What's gotten into Gov. Steve Bullock lately? The understated former attorney general sends out the occasional funny tweet and shows up for all the usual photo ops, but he's nothing like the showman and sometimes bully he replaced in Helena. At least, not until the last week or so.

First, Bullock's office nominated 5.1 million acres of U.S. Forest Service land as priority for "restoration" (read: logging). Some touted the proposal as a collaborative effort among the timber industry and environmental groups, but the Great Falls Tribune reported that in fact it was cooked up by seven people over the course of five conference calls that included zero opportunity for public input. Those left out of the discussion are rightfully angry and calling out the governor for approving such a heavy-handed clearcut of public lands.

In the governor's defense, spokesman Dave Parker told the Trib "vigorous" public participation will follow on a project-by-project basis, and he undermined those questioning the governor's so-called "diverse coalition" by dismissing the critics as a "minority." The merits of the proposal aside, a decision this large deserves a more transparent process, and the governor should know better than to try to strong-arm the public.

But perhaps strong-arming is something Bullock's office is warming up to. Hours after the Tribune story, the Billings Gazette reported that Bullock was about to unveil a $45 million aid package for eastern Montana communities struggling with the Bakken boom. The controversy here involves politics—lawmakers passed a similar bipartisan package during the last legislative session, but Bullock vetoed the bill claiming the state couldn't afford it. Some Republicans wonder how the governor suddenly found the money, and how he can allocate it without legislative input. Enter spokesman Parker again. According to the paper, Parker "would not elaborate on the funding mechanisms for the aid package, and then threatened to exclude The Gazette from further advisories from the governor if the newspaper reported on the aid package before the governor's whistle stop tour."

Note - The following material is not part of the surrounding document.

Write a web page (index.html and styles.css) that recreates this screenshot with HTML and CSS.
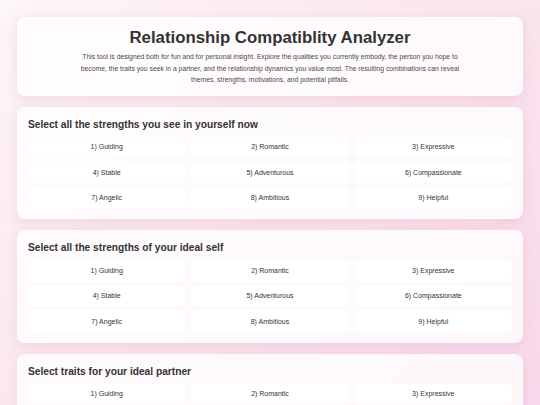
FILE: index.html
```html
<!DOCTYPE html>
<html lang="en">
<head>
    <meta charset="UTF-8">
    <meta name="viewport" content="width=device-width, initial-scale=1.0">
    <title>Relationship Compatiblity Analyzer</title>
    <link rel="stylesheet" href="styles.css">
</head>
<body>
    <div class="page">
        <div class="card intro">
            <h1>Relationship Compatiblity Analyzer</h1>
            <p>This tool is designed both for fun and for personal insight. Explore the qualities you currently embody, the person you hope to become, the traits you seek in a partner, and the relationship dynamics you value most. The resulting combinations can reveal themes, strengths, motivations, and potential pitfalls.</p>
        </div>

        <div class="card section">
            <h2>Select all the strengths you see in yourself now</h2>
            <div class="options">
                <button class="option">1) Guiding</button>
                <button class="option">2) Romantic</button>
                <button class="option">3) Expressive</button>
                <button class="option">4) Stable</button>
                <button class="option">5) Adventurous</button>
                <button class="option">6) Compassionate</button>
                <button class="option">7) Angelic</button>
                <button class="option">8) Ambitious</button>
                <button class="option">9) Helpful</button>
            </div>
        </div>

        <div class="card section">
            <h2>Select all the strengths of your ideal self</h2>
            <div class="options">
                <button class="option">1) Guiding</button>
                <button class="option">2) Romantic</button>
                <button class="option">3) Expressive</button>
                <button class="option">4) Stable</button>
                <button class="option">5) Adventurous</button>
                <button class="option">6) Compassionate</button>
                <button class="option">7) Angelic</button>
                <button class="option">8) Ambitious</button>
                <button class="option">9) Helpful</button>
            </div>
        </div>

        <div class="card section">
            <h2>Select traits for your ideal partner</h2>
            <div class="options">
                <button class="option">1) Guiding</button>
                <button class="option">2) Romantic</button>
                <button class="option">3) Expressive</button>
                <button class="option">4) Stable</button>
                <button class="option">5) Adventurous</button>
                <button class="option">6) Compassionate</button>
                <button class="option">7) Angelic</button>
                <button class="option">8) Ambitious</button>
                <button class="option">9) Helpful</button>
            </div>
        </div>
    </div>
</body>
</html>
```

FILE: styles.css
```css
html, body {
    margin: 0;
    padding: 0;
}
body {
    min-height: 100vh;
    background: linear-gradient(135deg, #fdf6f7 0%, #fbe6ee 50%, #f8d8ea 100%);
    background-attachment: fixed;
    color: #333;
    font-family: "Liberation Sans", Arial, sans-serif;
}
.page {
    padding: 17px 17px 0;
    display: flex;
    flex-direction: column;
    gap: 11px;
}
.card {
    background-color: rgba(255, 255, 255, 0.8);
    border-radius: 8px;
    box-shadow: 0 3px 12px rgba(220, 170, 195, 0.35);
}
.intro {
    padding: 10px 20px 10px;
    text-align: center;
}
.intro h1 {
    margin: 0 0 3px;
    font-size: 16.8px;
    line-height: 21px;
    font-weight: bold;
    color: #333;
}
.intro p {
    max-width: 385px;
    margin: 0 auto;
    font-size: 6.8px;
    line-height: 11.5px;
    color: #4a4a4a;
}
.section {
    padding: 11px;
}
.section h2 {
    margin: 0 0 6px;
    font-size: 10.2px;
    line-height: 13px;
    font-weight: bold;
    color: #333;
}
.options {
    display: grid;
    grid-template-columns: repeat(3, 1fr);
    gap: 5px 6px;
}
.option {
    height: 20.5px;
    padding: 0;
    background-color: rgba(255, 255, 255, 0.9);
    border: none;
    border-radius: 5px;
    font-family: "Liberation Sans", Arial, sans-serif;
    font-size: 7px;
    color: #333;
    cursor: pointer;
}
```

Bullock's predecessor, Brian Schweitzer, developed a reputation for bulldozing his way through certain policy decisions. He rarely received much heat for his tactics because he was always quick with a quip and tended to deliver popular results. Bullock has no such track record and he isn't in the same league as Schweitzer when it comes to playing the press and entertaining the public. That's worth remembering before Bullock picks his next fight with the media or, more importantly, tries to silence public input.